-- begin --

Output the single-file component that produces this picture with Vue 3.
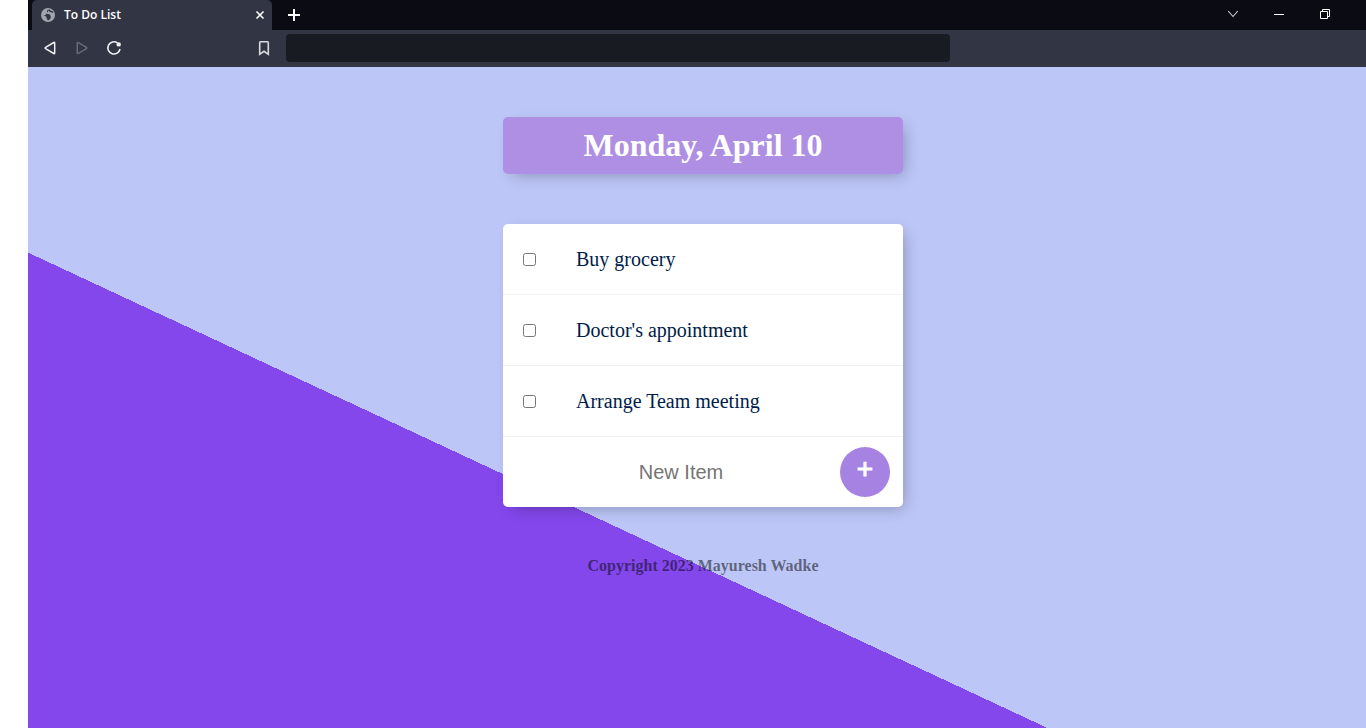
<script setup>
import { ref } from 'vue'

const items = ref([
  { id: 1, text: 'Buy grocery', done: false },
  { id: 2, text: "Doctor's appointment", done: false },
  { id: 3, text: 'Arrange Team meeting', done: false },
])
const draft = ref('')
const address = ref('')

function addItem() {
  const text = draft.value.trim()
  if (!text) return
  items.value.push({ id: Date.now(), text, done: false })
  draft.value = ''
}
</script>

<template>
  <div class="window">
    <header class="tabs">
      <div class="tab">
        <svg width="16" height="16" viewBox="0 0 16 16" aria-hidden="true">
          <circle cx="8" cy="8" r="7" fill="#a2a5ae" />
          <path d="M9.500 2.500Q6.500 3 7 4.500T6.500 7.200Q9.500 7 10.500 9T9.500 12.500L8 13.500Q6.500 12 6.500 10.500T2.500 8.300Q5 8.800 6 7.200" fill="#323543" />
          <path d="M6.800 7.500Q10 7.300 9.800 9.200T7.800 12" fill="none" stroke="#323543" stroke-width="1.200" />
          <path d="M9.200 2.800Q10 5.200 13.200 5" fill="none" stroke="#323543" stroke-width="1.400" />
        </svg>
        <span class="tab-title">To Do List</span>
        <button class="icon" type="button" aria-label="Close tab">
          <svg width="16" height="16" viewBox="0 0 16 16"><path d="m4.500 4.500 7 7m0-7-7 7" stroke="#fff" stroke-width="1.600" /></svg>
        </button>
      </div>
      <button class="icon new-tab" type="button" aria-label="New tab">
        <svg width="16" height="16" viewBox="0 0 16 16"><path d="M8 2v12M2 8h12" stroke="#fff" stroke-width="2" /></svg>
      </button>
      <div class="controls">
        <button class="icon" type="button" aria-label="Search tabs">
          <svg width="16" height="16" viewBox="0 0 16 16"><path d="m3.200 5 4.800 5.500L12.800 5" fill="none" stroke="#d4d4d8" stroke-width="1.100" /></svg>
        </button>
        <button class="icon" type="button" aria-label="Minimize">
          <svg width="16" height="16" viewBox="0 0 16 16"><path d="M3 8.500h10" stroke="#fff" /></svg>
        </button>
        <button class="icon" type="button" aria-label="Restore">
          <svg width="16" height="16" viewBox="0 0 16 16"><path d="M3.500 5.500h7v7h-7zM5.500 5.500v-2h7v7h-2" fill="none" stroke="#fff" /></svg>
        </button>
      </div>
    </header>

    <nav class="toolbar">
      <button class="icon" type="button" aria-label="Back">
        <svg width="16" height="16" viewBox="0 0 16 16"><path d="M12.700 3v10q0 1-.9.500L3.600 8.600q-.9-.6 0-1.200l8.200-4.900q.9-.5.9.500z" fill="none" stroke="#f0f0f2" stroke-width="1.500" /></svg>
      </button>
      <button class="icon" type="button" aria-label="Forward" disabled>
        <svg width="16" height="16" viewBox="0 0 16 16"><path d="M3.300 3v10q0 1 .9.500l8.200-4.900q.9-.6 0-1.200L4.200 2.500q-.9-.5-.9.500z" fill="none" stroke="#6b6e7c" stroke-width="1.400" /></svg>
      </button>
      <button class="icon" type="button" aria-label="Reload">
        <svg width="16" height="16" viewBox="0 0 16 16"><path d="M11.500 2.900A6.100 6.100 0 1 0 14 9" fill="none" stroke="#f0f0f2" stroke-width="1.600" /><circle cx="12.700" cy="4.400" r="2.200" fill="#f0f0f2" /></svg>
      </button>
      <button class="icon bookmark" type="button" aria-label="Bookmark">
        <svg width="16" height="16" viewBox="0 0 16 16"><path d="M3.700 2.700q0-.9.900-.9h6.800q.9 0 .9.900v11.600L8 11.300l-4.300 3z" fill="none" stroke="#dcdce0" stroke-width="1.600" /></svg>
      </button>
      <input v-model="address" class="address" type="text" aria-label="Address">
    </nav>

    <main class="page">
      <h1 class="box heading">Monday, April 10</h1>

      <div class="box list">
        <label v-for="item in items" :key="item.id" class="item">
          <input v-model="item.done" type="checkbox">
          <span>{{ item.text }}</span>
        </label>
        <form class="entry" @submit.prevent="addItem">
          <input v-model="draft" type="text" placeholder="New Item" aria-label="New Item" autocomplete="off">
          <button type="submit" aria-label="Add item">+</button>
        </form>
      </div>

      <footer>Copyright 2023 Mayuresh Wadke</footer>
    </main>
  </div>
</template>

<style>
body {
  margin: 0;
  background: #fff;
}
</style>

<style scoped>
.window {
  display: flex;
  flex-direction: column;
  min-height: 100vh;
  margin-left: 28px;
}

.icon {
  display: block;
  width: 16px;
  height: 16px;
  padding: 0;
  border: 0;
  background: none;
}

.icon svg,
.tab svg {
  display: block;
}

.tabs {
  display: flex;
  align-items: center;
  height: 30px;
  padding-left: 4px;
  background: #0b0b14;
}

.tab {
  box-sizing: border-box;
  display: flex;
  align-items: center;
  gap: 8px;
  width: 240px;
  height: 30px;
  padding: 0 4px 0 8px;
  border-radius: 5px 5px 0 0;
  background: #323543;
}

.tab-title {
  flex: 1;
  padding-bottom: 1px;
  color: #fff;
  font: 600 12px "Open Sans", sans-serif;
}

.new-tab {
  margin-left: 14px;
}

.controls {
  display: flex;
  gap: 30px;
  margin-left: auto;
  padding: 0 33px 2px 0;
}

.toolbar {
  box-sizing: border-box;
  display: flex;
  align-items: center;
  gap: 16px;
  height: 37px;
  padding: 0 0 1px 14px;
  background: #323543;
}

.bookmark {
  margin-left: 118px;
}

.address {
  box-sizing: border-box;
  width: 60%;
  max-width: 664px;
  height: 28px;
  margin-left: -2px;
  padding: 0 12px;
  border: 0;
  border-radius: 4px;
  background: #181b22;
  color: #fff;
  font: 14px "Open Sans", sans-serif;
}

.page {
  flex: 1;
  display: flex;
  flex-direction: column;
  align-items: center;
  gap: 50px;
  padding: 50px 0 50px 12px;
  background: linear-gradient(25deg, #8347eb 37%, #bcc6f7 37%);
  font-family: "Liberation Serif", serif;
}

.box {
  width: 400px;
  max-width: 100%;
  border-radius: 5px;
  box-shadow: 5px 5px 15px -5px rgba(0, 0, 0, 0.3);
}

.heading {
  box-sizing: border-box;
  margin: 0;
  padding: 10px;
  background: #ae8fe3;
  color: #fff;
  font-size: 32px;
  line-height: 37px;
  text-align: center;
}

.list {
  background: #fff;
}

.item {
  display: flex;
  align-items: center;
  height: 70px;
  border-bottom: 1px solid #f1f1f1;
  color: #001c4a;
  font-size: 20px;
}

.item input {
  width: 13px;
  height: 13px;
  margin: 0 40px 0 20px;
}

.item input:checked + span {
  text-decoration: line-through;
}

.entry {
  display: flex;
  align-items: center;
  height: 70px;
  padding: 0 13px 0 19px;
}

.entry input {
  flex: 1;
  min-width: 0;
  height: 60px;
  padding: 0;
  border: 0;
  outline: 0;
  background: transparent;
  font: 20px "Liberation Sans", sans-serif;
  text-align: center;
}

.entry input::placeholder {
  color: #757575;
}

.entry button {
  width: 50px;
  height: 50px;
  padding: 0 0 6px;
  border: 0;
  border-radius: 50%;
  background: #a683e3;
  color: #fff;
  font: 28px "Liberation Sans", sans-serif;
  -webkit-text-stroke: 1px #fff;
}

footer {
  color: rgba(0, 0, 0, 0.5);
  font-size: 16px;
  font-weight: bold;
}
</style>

-- end --

**What to do:**
Reproduce the whole listing word for word, setting aside any pictures.

**Solution to this exercise:**
Output the single-file component that produces this picture with Vue 3.
<script setup>
import { ref } from 'vue'

const items = ref([
  { id: 1, text: 'Buy grocery', done: false },
  { id: 2, text: "Doctor's appointment", done: false },
  { id: 3, text: 'Arrange Team meeting', done: false },
])
const draft = ref('')
const address = ref('')

function addItem() {
  const text = draft.value.trim()
  if (!text) return
  items.value.push({ id: Date.now(), text, done: false })
  draft.value = ''
}
</script>

<template>
  <div class="window">
    <header class="tabs">
      <div class="tab">
        <svg width="16" height="16" viewBox="0 0 16 16" aria-hidden="true">
          <circle cx="8" cy="8" r="7" fill="#a2a5ae" />
          <path d="M9.500 2.500Q6.500 3 7 4.500T6.500 7.200Q9.500 7 10.500 9T9.500 12.500L8 13.500Q6.500 12 6.500 10.500T2.500 8.300Q5 8.800 6 7.200" fill="#323543" />
          <path d="M6.800 7.500Q10 7.300 9.800 9.200T7.800 12" fill="none" stroke="#323543" stroke-width="1.200" />
          <path d="M9.200 2.800Q10 5.200 13.200 5" fill="none" stroke="#323543" stroke-width="1.400" />
        </svg>
        <span class="tab-title">To Do List</span>
        <button class="icon" type="button" aria-label="Close tab">
          <svg width="16" height="16" viewBox="0 0 16 16"><path d="m4.500 4.500 7 7m0-7-7 7" stroke="#fff" stroke-width="1.600" /></svg>
        </button>
      </div>
      <button class="icon new-tab" type="button" aria-label="New tab">
        <svg width="16" height="16" viewBox="0 0 16 16"><path d="M8 2v12M2 8h12" stroke="#fff" stroke-width="2" /></svg>
      </button>
      <div class="controls">
        <button class="icon" type="button" aria-label="Search tabs">
          <svg width="16" height="16" viewBox="0 0 16 16"><path d="m3.200 5 4.800 5.500L12.800 5" fill="none" stroke="#d4d4d8" stroke-width="1.100" /></svg>
        </button>
        <button class="icon" type="button" aria-label="Minimize">
          <svg width="16" height="16" viewBox="0 0 16 16"><path d="M3 8.500h10" stroke="#fff" /></svg>
        </button>
        <button class="icon" type="button" aria-label="Restore">
          <svg width="16" height="16" viewBox="0 0 16 16"><path d="M3.500 5.500h7v7h-7zM5.500 5.500v-2h7v7h-2" fill="none" stroke="#fff" /></svg>
        </button>
      </div>
    </header>

    <nav class="toolbar">
      <button class="icon" type="button" aria-label="Back">
        <svg width="16" height="16" viewBox="0 0 16 16"><path d="M12.700 3v10q0 1-.9.500L3.600 8.600q-.9-.6 0-1.200l8.200-4.900q.9-.5.9.500z" fill="none" stroke="#f0f0f2" stroke-width="1.500" /></svg>
      </button>
      <button class="icon" type="button" aria-label="Forward" disabled>
        <svg width="16" height="16" viewBox="0 0 16 16"><path d="M3.300 3v10q0 1 .9.500l8.200-4.900q.9-.6 0-1.200L4.200 2.500q-.9-.5-.9.500z" fill="none" stroke="#6b6e7c" stroke-width="1.400" /></svg>
      </button>
      <button class="icon" type="button" aria-label="Reload">
        <svg width="16" height="16" viewBox="0 0 16 16"><path d="M11.500 2.900A6.100 6.100 0 1 0 14 9" fill="none" stroke="#f0f0f2" stroke-width="1.600" /><circle cx="12.700" cy="4.400" r="2.200" fill="#f0f0f2" /></svg>
      </button>
      <button class="icon bookmark" type="button" aria-label="Bookmark">
        <svg width="16" height="16" viewBox="0 0 16 16"><path d="M3.700 2.700q0-.9.900-.9h6.800q.9 0 .9.900v11.600L8 11.300l-4.300 3z" fill="none" stroke="#dcdce0" stroke-width="1.600" /></svg>
      </button>
      <input v-model="address" class="address" type="text" aria-label="Address">
    </nav>

    <main class="page">
      <h1 class="box heading">Monday, April 10</h1>

      <div class="box list">
        <label v-for="item in items" :key="item.id" class="item">
          <input v-model="item.done" type="checkbox">
          <span>{{ item.text }}</span>
        </label>
        <form class="entry" @submit.prevent="addItem">
          <input v-model="draft" type="text" placeholder="New Item" aria-label="New Item" autocomplete="off">
          <button type="submit" aria-label="Add item">+</button>
        </form>
      </div>

      <footer>Copyright 2023 Mayuresh Wadke</footer>
    </main>
  </div>
</template>

<style>
body {
  margin: 0;
  background: #fff;
}
</style>

<style scoped>
.window {
  display: flex;
  flex-direction: column;
  min-height: 100vh;
  margin-left: 28px;
}

.icon {
  display: block;
  width: 16px;
  height: 16px;
  padding: 0;
  border: 0;
  background: none;
}

.icon svg,
.tab svg {
  display: block;
}

.tabs {
  display: flex;
  align-items: center;
  height: 30px;
  padding-left: 4px;
  background: #0b0b14;
}

.tab {
  box-sizing: border-box;
  display: flex;
  align-items: center;
  gap: 8px;
  width: 240px;
  height: 30px;
  padding: 0 4px 0 8px;
  border-radius: 5px 5px 0 0;
  background: #323543;
}

.tab-title {
  flex: 1;
  padding-bottom: 1px;
  color: #fff;
  font: 600 12px "Open Sans", sans-serif;
}

.new-tab {
  margin-left: 14px;
}

.controls {
  display: flex;
  gap: 30px;
  margin-left: auto;
  padding: 0 33px 2px 0;
}

.toolbar {
  box-sizing: border-box;
  display: flex;
  align-items: center;
  gap: 16px;
  height: 37px;
  padding: 0 0 1px 14px;
  background: #323543;
}

.bookmark {
  margin-left: 118px;
}

.address {
  box-sizing: border-box;
  width: 60%;
  max-width: 664px;
  height: 28px;
  margin-left: -2px;
  padding: 0 12px;
  border: 0;
  border-radius: 4px;
  background: #181b22;
  color: #fff;
  font: 14px "Open Sans", sans-serif;
}

.page {
  flex: 1;
  display: flex;
  flex-direction: column;
  align-items: center;
  gap: 50px;
  padding: 50px 0 50px 12px;
  background: linear-gradient(25deg, #8347eb 37%, #bcc6f7 37%);
  font-family: "Liberation Serif", serif;
}

.box {
  width: 400px;
  max-width: 100%;
  border-radius: 5px;
  box-shadow: 5px 5px 15px -5px rgba(0, 0, 0, 0.3);
}

.heading {
  box-sizing: border-box;
  margin: 0;
  padding: 10px;
  background: #ae8fe3;
  color: #fff;
  font-size: 32px;
  line-height: 37px;
  text-align: center;
}

.list {
  background: #fff;
}

.item {
  display: flex;
  align-items: center;
  height: 70px;
  border-bottom: 1px solid #f1f1f1;
  color: #001c4a;
  font-size: 20px;
}

.item input {
  width: 13px;
  height: 13px;
  margin: 0 40px 0 20px;
}

.item input:checked + span {
  text-decoration: line-through;
}

.entry {
  display: flex;
  align-items: center;
  height: 70px;
  padding: 0 13px 0 19px;
}

.entry input {
  flex: 1;
  min-width: 0;
  height: 60px;
  padding: 0;
  border: 0;
  outline: 0;
  background: transparent;
  font: 20px "Liberation Sans", sans-serif;
  text-align: center;
}

.entry input::placeholder {
  color: #757575;
}

.entry button {
  width: 50px;
  height: 50px;
  padding: 0 0 6px;
  border: 0;
  border-radius: 50%;
  background: #a683e3;
  color: #fff;
  font: 28px "Liberation Sans", sans-serif;
  -webkit-text-stroke: 1px #fff;
}

footer {
  color: rgba(0, 0, 0, 0.5);
  font-size: 16px;
  font-weight: bold;
}
</style>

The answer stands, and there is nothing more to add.